▶ What to work on
Search the data below for "this"; list each line that holds it.

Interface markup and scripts
────────────────────

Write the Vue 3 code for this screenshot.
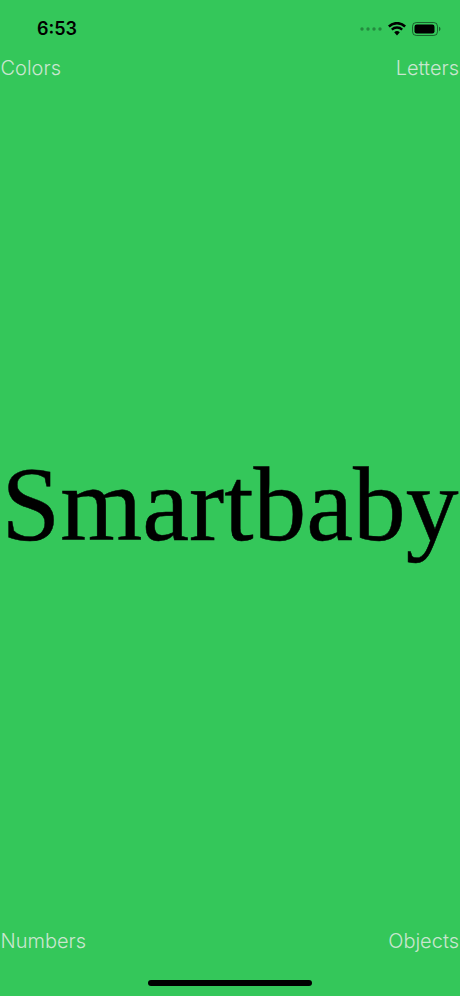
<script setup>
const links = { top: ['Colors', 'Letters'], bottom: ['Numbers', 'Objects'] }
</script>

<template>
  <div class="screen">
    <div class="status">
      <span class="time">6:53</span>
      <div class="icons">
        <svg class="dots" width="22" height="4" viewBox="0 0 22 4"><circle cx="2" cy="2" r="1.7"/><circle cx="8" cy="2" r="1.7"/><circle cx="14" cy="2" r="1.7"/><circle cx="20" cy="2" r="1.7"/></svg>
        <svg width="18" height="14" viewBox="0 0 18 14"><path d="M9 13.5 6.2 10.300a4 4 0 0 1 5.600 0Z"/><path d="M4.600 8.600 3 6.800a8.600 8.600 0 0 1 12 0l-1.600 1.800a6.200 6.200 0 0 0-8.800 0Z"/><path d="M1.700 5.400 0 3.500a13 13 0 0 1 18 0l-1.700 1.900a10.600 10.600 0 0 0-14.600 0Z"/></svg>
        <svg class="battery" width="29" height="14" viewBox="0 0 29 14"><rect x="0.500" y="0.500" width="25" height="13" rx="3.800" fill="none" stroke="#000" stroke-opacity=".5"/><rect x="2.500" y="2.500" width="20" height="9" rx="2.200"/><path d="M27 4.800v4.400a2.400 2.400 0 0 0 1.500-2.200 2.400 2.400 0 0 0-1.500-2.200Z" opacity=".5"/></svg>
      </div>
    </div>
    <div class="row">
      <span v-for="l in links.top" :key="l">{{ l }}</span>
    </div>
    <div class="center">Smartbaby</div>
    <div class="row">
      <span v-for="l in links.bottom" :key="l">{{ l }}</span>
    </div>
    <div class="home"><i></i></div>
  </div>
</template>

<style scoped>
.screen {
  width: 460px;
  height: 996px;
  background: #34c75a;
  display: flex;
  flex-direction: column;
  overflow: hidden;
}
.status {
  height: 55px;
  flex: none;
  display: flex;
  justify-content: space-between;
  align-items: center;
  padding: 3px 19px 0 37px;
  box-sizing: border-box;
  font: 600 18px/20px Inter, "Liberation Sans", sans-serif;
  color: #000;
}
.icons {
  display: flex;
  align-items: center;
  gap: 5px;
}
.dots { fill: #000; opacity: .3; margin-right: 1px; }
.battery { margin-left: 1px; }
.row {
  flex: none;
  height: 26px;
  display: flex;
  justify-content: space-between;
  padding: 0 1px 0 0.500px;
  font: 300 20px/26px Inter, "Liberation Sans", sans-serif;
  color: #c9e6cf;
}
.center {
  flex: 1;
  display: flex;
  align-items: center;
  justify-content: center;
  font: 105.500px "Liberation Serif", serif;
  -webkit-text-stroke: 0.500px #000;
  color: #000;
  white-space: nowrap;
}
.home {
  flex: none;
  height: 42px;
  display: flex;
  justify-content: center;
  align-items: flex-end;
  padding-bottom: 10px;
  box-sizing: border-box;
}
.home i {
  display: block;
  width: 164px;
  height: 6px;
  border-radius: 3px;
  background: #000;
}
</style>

────────────────────

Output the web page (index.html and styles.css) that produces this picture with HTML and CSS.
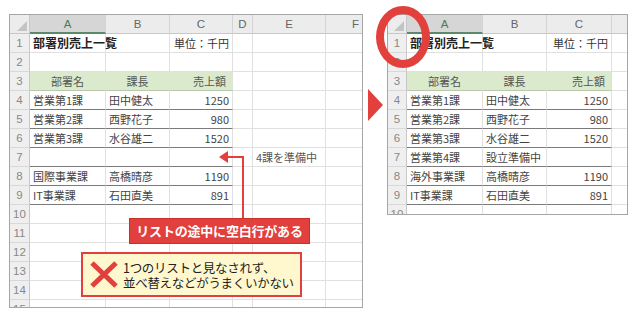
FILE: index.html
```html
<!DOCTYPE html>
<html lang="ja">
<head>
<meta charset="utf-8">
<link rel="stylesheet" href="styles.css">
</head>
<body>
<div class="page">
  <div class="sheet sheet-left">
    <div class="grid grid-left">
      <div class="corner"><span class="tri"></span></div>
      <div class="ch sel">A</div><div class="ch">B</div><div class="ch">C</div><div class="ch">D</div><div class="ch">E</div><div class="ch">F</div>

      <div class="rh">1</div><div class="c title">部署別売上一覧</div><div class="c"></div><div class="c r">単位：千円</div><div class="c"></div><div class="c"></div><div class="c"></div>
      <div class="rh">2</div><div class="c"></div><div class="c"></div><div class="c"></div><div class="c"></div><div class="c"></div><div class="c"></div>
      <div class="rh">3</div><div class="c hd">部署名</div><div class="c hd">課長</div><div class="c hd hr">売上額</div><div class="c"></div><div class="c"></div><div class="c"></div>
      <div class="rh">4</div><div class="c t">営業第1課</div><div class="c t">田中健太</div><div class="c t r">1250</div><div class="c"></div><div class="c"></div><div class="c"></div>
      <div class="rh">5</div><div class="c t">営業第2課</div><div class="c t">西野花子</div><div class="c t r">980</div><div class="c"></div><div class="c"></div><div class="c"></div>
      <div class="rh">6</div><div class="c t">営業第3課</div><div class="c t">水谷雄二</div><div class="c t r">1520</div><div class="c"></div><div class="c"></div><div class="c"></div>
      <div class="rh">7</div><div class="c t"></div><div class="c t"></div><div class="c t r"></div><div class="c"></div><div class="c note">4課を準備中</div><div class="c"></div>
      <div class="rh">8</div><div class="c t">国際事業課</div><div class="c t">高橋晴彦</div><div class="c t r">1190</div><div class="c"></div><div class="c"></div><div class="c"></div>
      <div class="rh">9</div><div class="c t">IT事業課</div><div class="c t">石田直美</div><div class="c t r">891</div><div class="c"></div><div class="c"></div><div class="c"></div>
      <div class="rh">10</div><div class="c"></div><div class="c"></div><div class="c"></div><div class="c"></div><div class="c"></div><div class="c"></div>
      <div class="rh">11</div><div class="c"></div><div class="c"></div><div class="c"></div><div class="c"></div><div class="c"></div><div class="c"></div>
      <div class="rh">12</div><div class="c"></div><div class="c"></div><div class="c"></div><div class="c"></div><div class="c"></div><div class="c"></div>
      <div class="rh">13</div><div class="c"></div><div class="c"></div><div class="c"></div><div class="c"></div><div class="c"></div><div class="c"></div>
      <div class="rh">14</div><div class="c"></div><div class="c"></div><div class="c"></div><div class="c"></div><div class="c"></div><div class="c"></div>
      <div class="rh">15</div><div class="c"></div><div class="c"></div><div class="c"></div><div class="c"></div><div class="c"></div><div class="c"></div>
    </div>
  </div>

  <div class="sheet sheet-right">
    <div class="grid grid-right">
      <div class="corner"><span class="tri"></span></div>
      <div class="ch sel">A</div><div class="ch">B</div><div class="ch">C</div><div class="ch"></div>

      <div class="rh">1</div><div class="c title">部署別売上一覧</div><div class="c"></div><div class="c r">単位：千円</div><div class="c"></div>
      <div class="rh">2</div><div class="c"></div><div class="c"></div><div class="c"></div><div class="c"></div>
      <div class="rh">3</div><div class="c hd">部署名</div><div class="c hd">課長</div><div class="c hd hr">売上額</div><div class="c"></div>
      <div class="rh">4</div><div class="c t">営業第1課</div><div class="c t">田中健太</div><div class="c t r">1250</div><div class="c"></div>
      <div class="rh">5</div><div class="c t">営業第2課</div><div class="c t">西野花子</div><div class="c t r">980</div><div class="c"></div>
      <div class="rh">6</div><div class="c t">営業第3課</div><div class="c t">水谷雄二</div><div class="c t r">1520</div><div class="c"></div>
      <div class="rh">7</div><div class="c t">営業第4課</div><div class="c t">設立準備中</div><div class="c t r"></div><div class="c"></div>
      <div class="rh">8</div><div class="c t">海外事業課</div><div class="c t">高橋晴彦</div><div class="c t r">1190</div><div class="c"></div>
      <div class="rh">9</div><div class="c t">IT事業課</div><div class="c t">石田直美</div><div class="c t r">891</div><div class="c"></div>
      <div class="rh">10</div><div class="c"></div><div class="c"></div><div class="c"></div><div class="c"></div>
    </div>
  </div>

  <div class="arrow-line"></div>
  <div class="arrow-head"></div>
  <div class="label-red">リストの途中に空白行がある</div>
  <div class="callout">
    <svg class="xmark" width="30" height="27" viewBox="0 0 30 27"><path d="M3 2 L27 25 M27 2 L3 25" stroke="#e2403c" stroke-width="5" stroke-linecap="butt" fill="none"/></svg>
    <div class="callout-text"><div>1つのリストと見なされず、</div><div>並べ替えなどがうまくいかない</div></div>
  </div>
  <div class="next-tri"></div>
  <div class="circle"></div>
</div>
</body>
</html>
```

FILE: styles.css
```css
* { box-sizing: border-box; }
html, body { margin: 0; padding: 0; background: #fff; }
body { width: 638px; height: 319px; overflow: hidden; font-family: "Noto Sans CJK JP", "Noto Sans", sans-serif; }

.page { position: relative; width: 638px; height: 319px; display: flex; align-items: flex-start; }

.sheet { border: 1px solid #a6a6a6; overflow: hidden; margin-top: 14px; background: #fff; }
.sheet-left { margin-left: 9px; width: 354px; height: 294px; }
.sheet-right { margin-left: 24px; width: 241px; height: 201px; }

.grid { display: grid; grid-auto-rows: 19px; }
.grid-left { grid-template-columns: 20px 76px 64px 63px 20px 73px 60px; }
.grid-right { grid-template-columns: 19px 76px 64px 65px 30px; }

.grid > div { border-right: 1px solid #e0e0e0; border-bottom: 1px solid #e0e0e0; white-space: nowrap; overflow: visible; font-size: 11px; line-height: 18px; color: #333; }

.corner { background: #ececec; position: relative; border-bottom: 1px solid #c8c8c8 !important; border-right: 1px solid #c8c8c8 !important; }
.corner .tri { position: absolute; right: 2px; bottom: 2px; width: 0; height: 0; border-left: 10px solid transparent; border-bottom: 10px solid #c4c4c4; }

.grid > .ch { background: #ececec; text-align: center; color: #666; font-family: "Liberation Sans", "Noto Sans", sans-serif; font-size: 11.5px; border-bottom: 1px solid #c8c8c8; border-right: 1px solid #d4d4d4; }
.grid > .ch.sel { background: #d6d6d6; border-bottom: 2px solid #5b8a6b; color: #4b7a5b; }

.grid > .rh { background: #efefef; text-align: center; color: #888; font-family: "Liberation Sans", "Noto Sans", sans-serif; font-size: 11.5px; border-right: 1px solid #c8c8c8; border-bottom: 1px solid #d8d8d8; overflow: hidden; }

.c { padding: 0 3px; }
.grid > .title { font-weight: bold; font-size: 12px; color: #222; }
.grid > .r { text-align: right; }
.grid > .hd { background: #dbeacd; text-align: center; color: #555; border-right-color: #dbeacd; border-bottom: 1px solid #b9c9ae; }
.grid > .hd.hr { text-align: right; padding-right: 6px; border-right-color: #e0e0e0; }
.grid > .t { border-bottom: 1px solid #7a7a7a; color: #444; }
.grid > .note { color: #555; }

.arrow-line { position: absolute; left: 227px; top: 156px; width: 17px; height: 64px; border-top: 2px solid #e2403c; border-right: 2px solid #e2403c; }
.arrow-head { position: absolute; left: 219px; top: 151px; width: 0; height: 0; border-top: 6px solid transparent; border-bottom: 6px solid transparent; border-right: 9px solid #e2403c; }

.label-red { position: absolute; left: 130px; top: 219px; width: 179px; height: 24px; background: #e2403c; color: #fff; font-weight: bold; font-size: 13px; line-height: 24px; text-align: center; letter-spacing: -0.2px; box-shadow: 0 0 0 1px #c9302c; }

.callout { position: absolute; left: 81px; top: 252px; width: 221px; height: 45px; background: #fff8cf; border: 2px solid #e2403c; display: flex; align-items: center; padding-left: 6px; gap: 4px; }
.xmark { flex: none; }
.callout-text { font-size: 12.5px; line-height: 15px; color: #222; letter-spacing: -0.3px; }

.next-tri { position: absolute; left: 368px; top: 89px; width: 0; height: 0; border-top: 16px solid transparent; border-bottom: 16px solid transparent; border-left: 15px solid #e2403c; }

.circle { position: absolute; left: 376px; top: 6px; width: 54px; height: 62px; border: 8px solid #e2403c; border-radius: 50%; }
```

────────────────────

▶ Output of the exercise
Write the Vue 3 code for this screenshot.
Output the web page (index.html and styles.css) that produces this picture with HTML and CSS.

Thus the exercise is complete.